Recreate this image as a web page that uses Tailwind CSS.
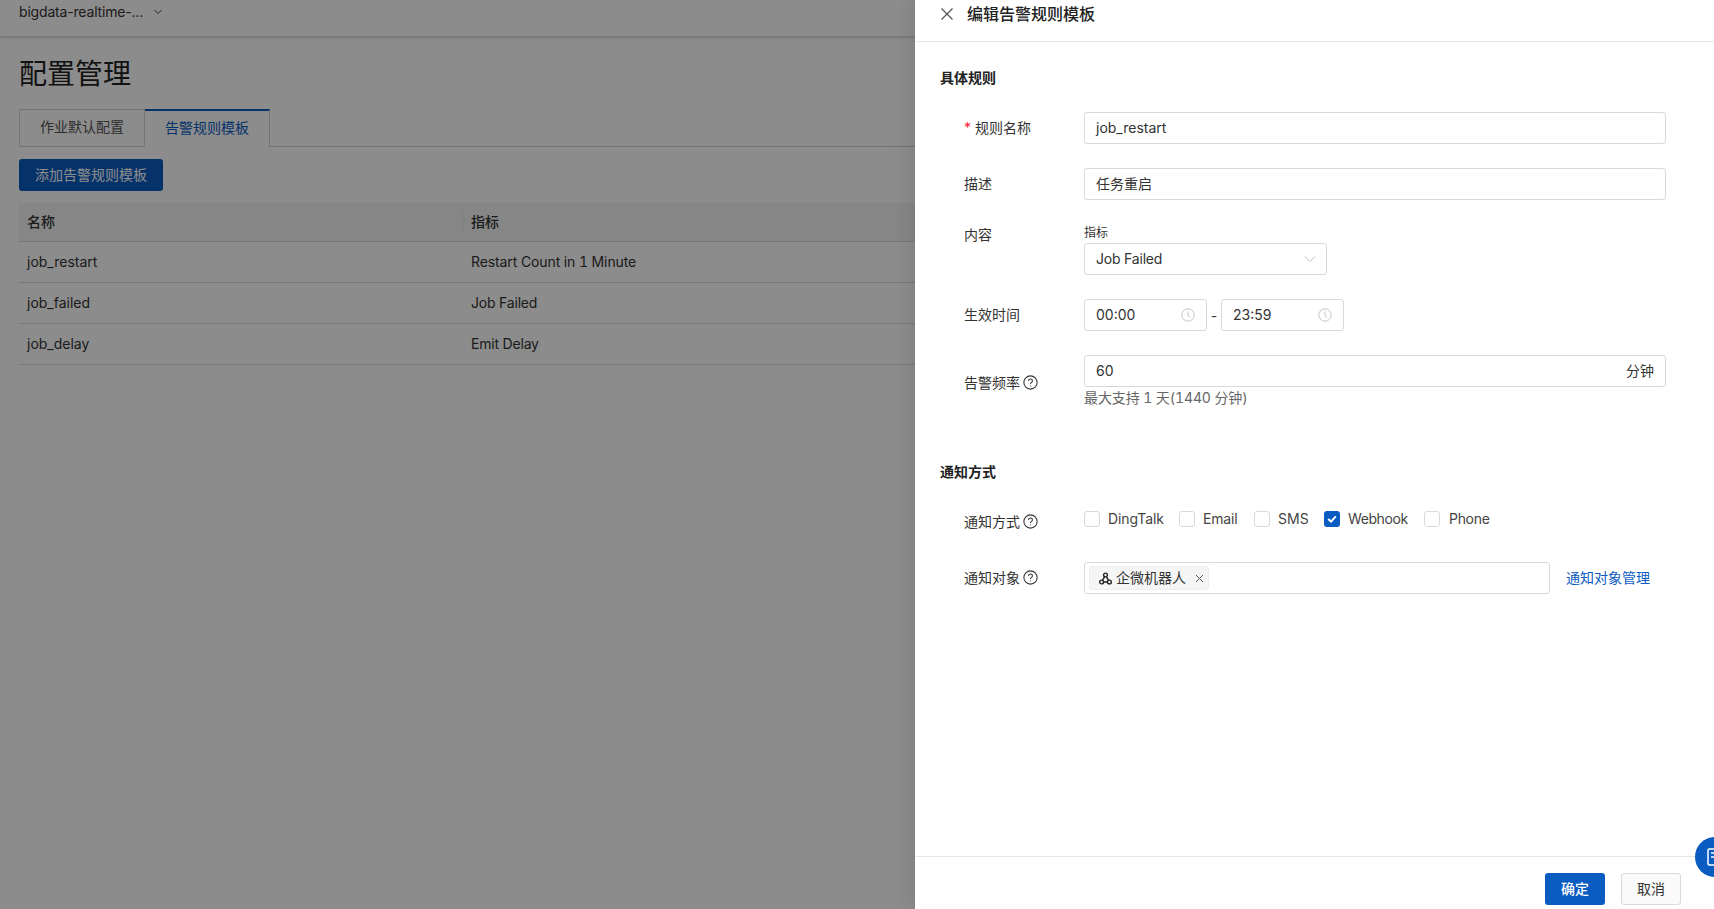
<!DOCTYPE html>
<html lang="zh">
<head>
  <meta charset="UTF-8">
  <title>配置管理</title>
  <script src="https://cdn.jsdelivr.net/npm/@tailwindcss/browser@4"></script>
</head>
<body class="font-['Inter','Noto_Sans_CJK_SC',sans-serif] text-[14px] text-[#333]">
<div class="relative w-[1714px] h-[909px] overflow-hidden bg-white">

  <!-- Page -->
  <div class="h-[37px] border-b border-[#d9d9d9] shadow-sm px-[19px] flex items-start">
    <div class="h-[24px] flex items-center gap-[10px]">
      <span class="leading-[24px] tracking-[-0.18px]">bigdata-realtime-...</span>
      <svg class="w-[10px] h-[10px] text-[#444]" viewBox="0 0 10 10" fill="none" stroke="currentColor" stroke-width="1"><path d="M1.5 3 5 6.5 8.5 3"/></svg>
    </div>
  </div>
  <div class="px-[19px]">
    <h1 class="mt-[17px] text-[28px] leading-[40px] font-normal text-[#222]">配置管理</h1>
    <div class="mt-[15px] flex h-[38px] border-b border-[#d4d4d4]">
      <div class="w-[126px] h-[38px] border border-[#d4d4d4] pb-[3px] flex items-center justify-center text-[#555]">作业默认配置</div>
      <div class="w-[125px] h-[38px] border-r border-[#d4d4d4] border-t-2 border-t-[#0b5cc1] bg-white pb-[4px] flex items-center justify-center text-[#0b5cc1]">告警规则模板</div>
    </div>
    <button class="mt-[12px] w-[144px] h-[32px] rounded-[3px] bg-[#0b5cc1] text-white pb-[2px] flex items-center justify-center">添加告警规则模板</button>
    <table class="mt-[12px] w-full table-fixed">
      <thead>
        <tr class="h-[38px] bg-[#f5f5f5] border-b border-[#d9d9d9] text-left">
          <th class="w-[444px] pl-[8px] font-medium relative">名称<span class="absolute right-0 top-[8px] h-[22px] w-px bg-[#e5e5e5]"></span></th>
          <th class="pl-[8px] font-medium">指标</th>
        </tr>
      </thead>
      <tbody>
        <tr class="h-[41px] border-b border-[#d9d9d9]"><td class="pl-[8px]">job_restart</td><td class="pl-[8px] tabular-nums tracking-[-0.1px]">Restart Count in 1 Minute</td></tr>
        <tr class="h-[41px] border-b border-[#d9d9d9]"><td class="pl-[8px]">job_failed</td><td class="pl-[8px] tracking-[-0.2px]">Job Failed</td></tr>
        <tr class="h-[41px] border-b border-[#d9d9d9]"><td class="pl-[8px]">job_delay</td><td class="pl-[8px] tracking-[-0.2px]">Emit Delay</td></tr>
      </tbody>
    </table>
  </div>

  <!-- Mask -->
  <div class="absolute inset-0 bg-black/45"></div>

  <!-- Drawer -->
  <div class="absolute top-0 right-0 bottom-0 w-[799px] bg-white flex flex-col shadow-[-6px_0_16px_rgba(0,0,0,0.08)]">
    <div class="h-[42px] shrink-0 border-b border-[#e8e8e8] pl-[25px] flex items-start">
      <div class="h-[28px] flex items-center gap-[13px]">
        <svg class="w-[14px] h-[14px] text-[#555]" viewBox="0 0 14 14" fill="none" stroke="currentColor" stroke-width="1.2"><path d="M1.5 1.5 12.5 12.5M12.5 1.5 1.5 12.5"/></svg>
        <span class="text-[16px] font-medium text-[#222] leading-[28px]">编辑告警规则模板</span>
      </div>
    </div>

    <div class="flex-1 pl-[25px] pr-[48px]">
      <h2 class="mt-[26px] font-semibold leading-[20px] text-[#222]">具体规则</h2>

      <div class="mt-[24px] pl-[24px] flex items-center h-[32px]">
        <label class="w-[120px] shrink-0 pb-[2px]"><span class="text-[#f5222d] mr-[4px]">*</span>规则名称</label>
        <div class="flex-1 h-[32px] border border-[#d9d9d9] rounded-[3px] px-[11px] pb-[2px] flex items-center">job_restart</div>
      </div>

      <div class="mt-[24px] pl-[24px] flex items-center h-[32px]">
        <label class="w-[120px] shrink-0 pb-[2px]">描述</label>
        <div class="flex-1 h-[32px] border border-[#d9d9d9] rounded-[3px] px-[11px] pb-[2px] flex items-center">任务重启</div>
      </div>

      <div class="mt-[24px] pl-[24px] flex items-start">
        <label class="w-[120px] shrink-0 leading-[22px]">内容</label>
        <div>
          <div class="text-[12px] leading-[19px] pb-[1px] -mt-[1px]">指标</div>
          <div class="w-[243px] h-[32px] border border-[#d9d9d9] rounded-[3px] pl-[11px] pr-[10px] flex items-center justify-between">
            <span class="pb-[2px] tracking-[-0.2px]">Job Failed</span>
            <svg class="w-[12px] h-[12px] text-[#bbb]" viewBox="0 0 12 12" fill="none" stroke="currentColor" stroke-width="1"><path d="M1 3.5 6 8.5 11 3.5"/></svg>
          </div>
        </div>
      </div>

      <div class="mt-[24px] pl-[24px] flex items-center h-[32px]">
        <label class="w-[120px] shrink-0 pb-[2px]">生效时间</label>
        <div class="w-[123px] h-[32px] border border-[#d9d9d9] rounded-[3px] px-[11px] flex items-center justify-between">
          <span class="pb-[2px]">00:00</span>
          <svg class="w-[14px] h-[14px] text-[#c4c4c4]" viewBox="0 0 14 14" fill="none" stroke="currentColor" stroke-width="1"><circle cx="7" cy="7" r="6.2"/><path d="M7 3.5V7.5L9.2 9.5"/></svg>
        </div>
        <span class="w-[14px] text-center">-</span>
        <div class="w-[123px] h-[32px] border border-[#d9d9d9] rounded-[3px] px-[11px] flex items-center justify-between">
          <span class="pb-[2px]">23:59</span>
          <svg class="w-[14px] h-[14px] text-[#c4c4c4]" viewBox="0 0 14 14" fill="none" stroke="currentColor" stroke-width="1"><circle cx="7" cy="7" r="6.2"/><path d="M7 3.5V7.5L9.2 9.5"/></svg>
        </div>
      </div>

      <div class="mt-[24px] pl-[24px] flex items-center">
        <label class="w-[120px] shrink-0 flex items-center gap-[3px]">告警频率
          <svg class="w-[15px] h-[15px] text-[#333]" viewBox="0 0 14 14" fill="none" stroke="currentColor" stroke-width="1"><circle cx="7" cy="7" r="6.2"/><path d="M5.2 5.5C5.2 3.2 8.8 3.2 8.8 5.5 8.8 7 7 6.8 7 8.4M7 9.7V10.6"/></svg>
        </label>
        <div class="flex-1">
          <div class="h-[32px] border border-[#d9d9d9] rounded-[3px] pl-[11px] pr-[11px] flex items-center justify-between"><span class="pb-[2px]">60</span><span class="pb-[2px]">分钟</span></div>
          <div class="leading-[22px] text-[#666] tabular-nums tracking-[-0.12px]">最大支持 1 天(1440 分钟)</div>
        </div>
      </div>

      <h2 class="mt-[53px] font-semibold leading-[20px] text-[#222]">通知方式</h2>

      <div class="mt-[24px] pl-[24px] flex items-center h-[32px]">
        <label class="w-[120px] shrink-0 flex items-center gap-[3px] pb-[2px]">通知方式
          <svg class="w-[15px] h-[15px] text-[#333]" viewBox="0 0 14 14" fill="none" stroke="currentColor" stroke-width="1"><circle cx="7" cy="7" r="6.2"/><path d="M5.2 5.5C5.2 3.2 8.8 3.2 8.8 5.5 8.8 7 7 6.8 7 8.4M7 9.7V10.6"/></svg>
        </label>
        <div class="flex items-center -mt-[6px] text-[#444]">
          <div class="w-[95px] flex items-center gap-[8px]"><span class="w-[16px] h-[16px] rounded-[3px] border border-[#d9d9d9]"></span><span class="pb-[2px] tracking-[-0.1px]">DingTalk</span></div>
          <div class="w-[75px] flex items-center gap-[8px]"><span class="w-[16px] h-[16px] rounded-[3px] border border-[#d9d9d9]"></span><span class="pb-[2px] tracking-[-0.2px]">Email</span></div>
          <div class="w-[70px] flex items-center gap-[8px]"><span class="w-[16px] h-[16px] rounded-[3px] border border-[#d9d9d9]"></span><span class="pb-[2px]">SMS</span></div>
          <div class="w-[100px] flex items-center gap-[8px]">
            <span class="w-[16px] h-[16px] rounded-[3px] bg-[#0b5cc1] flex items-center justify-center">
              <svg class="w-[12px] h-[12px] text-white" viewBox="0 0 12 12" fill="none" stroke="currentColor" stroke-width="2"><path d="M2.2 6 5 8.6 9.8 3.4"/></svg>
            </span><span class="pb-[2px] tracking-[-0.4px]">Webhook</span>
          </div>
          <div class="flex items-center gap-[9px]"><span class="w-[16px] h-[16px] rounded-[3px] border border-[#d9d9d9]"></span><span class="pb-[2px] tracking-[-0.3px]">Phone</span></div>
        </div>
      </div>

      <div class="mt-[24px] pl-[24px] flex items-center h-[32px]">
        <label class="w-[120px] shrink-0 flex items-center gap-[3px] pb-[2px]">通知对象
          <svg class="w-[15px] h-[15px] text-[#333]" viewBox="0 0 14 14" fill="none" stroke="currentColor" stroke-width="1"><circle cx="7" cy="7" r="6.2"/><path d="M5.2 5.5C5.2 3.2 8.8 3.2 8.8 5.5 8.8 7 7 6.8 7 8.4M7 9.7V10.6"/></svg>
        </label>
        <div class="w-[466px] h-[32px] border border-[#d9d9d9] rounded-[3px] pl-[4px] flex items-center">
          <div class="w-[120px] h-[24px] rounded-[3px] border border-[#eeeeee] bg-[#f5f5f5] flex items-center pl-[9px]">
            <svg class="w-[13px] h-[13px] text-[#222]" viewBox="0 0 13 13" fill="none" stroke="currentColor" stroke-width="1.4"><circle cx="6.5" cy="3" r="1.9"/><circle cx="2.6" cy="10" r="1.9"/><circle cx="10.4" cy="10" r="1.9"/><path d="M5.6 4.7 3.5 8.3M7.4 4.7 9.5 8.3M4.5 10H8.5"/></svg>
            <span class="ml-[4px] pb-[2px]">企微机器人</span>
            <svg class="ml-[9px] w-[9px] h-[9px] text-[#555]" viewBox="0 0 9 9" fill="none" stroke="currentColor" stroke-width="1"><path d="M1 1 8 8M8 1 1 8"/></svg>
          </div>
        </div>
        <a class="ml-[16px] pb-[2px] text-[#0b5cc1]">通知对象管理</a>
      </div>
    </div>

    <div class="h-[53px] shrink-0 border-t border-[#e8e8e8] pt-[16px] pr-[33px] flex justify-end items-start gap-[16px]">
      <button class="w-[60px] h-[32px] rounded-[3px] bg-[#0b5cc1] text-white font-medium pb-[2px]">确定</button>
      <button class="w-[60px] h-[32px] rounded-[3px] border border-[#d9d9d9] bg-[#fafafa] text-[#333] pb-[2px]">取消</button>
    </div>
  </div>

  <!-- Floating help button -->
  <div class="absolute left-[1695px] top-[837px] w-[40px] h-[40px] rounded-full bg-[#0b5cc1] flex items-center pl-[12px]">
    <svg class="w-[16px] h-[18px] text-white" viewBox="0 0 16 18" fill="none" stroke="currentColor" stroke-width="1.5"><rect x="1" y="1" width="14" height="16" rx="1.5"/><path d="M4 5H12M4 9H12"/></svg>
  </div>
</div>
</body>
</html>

====================

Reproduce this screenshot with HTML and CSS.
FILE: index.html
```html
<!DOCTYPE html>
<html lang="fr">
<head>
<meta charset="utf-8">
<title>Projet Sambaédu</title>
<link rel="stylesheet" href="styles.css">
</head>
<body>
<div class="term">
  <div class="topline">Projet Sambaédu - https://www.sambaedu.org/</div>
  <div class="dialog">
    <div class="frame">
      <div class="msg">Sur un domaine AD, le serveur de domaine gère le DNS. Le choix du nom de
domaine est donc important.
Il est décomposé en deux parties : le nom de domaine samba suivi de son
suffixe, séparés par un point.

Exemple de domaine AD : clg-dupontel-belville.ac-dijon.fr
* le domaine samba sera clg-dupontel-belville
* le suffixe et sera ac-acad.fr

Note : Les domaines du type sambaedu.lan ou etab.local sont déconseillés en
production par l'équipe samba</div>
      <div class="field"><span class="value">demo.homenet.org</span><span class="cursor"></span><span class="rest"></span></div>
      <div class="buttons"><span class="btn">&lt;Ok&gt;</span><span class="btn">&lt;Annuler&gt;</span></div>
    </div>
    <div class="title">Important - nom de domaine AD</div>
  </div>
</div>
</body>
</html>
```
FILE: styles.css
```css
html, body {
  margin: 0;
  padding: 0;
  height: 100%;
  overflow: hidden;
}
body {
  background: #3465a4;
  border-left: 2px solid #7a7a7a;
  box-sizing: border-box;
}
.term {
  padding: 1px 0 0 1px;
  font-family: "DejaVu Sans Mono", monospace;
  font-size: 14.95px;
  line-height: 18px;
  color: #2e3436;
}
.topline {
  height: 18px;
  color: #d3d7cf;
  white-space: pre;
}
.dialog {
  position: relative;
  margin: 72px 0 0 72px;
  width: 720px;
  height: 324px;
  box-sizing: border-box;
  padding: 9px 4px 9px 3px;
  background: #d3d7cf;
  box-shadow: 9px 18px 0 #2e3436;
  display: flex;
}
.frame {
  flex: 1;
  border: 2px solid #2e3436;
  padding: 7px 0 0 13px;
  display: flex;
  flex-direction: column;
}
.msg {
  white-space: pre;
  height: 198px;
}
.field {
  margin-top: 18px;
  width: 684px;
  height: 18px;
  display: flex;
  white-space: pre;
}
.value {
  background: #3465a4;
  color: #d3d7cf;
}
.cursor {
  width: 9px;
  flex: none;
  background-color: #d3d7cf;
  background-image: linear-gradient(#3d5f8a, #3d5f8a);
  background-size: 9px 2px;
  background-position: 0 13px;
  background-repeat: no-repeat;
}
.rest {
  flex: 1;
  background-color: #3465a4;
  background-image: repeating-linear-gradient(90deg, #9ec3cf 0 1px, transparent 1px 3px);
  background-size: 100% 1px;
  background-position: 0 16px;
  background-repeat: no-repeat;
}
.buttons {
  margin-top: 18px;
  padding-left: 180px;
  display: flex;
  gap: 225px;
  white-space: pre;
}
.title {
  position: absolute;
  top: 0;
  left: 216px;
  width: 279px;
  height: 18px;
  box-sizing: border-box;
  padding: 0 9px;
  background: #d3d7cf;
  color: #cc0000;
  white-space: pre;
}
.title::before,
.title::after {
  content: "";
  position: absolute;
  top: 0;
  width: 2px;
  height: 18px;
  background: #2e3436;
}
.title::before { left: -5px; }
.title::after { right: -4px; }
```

====================

Make an exact copy of the lines from the one with "Recreate this image" through the one with "w-[1714px] h-[909px] overflow-hidden", both ends in, and nothing else. Drop every picture.

Recreate this image as a web page that uses Tailwind CSS.
<!DOCTYPE html>
<html lang="zh">
<head>
  <meta charset="UTF-8">
  <title>配置管理</title>
  <script src="https://cdn.jsdelivr.net/npm/@tailwindcss/browser@4"></script>
</head>
<body class="font-['Inter','Noto_Sans_CJK_SC',sans-serif] text-[14px] text-[#333]">
<div class="relative w-[1714px] h-[909px] overflow-hidden bg-white">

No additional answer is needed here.